Exercise materials:
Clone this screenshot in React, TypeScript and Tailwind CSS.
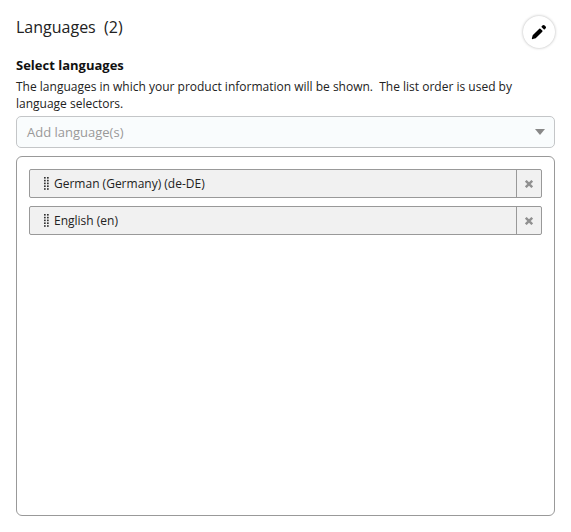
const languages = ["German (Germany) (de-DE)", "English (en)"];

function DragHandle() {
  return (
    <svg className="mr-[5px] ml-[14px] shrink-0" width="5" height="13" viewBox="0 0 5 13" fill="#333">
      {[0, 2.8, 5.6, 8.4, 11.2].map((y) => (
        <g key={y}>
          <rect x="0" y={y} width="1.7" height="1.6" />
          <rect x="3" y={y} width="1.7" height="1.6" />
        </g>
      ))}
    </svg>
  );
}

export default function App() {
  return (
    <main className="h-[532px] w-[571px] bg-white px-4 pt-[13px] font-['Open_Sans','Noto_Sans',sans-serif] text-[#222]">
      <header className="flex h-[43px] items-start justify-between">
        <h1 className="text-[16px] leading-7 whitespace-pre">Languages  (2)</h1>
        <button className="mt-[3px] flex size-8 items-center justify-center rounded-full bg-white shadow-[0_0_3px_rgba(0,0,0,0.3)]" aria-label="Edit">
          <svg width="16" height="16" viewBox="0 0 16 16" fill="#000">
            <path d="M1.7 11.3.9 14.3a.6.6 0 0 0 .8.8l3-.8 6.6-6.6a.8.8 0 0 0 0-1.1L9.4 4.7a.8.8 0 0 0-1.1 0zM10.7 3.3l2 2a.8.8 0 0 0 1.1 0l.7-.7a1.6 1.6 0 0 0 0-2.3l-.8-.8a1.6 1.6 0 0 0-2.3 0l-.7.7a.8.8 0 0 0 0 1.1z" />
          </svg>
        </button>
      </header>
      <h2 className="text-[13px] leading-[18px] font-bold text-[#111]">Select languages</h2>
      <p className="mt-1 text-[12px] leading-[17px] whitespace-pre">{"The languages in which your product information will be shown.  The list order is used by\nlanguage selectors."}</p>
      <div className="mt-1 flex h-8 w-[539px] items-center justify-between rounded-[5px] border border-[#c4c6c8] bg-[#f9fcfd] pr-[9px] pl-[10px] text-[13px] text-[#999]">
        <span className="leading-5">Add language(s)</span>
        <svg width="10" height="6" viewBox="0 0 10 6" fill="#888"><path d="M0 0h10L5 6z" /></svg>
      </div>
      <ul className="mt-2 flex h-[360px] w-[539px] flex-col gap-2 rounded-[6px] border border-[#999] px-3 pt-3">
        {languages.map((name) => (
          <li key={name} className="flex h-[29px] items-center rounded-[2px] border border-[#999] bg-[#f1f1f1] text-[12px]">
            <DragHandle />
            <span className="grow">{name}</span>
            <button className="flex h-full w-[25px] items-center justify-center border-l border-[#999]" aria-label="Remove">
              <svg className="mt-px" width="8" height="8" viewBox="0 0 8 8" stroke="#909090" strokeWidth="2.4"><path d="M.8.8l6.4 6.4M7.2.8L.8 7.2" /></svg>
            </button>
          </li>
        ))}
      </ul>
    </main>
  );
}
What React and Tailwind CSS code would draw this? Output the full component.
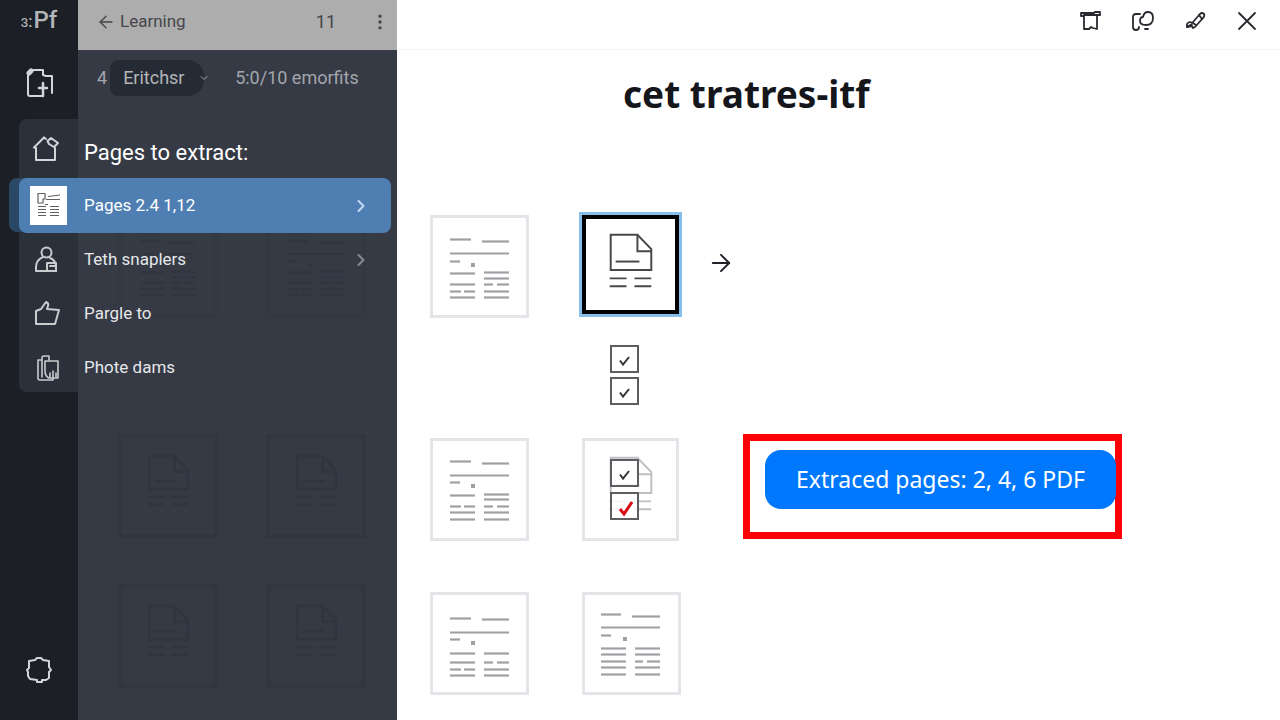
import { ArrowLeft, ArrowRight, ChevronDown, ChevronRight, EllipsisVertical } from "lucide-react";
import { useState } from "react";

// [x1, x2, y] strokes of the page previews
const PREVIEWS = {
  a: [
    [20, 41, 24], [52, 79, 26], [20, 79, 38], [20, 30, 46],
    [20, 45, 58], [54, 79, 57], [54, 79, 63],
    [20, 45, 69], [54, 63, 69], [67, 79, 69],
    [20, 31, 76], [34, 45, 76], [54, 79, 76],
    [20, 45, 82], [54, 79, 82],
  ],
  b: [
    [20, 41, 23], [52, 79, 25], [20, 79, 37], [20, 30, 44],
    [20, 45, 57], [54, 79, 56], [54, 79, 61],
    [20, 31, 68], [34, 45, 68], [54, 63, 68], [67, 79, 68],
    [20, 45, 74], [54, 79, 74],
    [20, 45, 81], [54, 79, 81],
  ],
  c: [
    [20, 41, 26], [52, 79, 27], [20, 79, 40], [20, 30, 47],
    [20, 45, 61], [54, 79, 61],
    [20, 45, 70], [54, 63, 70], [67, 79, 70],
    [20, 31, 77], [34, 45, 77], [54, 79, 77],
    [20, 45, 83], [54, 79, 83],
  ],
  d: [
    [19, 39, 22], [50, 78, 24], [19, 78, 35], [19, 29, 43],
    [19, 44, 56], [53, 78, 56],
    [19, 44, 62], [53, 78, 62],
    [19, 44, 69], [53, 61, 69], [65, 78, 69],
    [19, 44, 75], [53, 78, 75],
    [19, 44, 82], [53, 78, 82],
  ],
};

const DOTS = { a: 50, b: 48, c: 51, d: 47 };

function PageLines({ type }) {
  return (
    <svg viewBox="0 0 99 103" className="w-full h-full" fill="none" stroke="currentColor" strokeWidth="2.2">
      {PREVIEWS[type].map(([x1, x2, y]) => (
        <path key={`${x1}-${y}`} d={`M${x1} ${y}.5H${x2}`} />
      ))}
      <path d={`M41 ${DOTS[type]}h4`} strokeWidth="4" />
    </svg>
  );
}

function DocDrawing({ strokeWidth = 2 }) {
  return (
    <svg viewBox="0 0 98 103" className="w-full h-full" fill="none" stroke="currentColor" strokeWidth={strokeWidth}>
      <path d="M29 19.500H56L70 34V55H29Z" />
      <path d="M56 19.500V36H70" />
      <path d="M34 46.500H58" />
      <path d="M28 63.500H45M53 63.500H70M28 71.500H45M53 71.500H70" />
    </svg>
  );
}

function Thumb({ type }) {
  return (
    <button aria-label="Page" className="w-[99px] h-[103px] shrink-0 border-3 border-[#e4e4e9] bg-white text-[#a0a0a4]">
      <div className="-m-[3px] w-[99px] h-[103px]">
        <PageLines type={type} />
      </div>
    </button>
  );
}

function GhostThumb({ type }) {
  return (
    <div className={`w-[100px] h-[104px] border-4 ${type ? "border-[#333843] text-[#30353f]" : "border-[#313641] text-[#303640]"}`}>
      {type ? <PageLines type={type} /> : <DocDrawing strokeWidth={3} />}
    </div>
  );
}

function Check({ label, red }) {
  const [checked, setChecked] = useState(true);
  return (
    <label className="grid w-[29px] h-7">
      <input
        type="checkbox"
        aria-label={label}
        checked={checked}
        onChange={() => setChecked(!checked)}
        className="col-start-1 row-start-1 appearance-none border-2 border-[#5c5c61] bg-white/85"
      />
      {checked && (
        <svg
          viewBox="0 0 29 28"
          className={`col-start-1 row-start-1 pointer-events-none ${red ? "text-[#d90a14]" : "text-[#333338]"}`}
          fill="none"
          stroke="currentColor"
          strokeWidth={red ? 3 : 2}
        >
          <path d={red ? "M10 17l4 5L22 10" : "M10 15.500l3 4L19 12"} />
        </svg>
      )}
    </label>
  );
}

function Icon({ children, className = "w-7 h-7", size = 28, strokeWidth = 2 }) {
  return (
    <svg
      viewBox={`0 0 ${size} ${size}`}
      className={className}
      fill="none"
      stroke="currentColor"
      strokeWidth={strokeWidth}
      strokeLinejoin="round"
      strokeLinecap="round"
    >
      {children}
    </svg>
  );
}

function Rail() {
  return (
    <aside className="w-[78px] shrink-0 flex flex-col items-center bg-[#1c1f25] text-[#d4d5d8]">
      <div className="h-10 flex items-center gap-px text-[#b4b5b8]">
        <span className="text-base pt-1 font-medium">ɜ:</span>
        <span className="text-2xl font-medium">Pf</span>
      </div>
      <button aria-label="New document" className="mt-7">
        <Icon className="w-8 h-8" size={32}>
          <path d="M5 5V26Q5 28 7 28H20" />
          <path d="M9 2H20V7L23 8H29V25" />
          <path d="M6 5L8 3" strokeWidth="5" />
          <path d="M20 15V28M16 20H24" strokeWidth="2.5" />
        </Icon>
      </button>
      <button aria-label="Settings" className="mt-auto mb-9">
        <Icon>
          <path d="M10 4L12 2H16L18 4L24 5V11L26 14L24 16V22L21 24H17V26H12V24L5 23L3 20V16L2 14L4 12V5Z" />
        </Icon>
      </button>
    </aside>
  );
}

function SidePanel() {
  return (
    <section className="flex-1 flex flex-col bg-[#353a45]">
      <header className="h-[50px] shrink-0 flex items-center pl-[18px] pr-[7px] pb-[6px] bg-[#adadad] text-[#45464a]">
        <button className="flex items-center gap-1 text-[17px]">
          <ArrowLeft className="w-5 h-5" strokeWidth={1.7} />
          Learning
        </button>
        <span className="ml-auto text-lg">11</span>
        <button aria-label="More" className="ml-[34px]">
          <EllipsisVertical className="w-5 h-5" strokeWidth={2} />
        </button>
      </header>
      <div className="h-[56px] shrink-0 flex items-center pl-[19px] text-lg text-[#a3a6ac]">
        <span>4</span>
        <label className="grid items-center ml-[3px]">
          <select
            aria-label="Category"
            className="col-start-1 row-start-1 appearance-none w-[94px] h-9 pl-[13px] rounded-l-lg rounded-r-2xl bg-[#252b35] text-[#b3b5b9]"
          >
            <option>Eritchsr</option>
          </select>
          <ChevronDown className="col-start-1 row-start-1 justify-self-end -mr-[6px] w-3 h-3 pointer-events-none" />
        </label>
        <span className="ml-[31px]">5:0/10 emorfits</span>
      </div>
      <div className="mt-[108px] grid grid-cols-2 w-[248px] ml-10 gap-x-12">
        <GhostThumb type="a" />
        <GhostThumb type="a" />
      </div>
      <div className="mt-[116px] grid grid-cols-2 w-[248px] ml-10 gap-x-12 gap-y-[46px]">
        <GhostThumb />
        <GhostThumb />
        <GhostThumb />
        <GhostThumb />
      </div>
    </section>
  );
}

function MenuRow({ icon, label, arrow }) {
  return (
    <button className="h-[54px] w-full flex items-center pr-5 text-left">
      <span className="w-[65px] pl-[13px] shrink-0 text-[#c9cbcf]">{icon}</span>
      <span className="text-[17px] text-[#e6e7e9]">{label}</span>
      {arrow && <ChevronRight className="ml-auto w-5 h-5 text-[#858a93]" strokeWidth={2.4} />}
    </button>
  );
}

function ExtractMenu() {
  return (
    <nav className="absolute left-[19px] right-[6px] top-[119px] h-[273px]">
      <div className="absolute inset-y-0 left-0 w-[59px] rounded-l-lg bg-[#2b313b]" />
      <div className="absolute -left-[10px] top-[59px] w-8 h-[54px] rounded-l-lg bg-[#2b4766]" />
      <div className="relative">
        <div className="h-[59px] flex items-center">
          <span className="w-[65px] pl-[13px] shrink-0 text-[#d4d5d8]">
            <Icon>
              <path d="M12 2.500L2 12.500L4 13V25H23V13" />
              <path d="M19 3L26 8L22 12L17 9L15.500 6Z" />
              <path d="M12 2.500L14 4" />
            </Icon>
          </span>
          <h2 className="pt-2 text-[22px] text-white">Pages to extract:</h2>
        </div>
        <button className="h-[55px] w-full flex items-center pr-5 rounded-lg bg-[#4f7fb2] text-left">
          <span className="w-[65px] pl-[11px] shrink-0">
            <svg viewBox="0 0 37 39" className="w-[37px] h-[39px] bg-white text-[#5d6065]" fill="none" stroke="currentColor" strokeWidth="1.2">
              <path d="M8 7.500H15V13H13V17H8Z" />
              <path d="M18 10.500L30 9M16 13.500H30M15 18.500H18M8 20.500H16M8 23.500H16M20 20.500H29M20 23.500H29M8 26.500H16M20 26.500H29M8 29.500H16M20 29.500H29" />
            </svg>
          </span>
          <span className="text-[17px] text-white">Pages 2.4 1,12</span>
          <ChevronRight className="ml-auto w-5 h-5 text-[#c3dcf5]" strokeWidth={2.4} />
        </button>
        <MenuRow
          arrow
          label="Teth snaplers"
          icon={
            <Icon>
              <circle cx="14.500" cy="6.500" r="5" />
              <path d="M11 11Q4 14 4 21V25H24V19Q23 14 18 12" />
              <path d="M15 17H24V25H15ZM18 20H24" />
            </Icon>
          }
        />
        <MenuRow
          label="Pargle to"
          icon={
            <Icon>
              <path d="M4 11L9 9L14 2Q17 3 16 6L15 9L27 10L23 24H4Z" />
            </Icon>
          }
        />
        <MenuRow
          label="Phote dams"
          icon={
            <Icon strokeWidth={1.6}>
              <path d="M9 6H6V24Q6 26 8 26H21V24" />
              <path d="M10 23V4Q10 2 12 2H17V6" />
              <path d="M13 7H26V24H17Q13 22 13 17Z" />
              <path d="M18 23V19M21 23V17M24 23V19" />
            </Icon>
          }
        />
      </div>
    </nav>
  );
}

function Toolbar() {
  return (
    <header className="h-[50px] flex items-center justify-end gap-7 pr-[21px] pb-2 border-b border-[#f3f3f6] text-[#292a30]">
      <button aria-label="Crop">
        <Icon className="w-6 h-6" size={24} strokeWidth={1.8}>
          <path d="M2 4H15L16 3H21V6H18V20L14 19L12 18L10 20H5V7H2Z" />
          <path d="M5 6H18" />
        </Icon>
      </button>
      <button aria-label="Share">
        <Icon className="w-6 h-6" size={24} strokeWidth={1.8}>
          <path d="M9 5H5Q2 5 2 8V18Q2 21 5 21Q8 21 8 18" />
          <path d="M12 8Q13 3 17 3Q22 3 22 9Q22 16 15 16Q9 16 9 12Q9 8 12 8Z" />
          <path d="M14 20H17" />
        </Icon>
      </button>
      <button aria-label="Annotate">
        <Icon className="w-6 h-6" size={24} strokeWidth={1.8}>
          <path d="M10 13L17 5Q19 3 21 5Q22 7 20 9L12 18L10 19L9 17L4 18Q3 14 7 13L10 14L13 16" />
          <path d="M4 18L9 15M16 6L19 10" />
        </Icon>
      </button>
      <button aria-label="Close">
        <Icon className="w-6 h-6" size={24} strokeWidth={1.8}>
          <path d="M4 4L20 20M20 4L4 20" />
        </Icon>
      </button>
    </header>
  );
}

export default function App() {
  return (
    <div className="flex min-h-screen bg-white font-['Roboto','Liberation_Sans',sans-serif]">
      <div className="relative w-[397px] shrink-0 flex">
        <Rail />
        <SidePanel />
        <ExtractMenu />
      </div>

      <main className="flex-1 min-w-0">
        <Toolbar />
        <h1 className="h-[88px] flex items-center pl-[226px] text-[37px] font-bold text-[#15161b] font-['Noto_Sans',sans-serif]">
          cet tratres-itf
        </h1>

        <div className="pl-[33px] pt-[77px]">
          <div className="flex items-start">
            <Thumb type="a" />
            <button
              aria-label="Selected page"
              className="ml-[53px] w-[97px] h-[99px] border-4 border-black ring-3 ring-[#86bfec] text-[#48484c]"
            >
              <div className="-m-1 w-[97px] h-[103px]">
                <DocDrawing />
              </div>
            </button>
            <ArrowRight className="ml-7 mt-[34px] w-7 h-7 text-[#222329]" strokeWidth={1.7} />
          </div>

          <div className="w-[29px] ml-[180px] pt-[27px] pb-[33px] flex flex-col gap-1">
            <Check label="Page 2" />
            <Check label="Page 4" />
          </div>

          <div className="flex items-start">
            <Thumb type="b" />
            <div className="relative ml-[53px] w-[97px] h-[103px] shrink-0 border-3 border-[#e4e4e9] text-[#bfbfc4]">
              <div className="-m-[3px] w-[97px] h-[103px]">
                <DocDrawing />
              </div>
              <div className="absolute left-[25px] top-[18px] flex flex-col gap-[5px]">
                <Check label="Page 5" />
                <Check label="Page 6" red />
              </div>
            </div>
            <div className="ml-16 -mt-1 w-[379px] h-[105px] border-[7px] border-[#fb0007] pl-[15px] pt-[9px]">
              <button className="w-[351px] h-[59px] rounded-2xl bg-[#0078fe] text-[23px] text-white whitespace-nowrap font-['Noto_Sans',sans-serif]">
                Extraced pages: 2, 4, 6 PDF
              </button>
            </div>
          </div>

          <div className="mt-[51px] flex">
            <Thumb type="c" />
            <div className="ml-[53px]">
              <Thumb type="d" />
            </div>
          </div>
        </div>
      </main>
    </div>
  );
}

Task requirements:
Find each line that has the word "this", then copy it out.

Task output:
Clone this screenshot in React, TypeScript and Tailwind CSS.
What React and Tailwind CSS code would draw this? Output the full component.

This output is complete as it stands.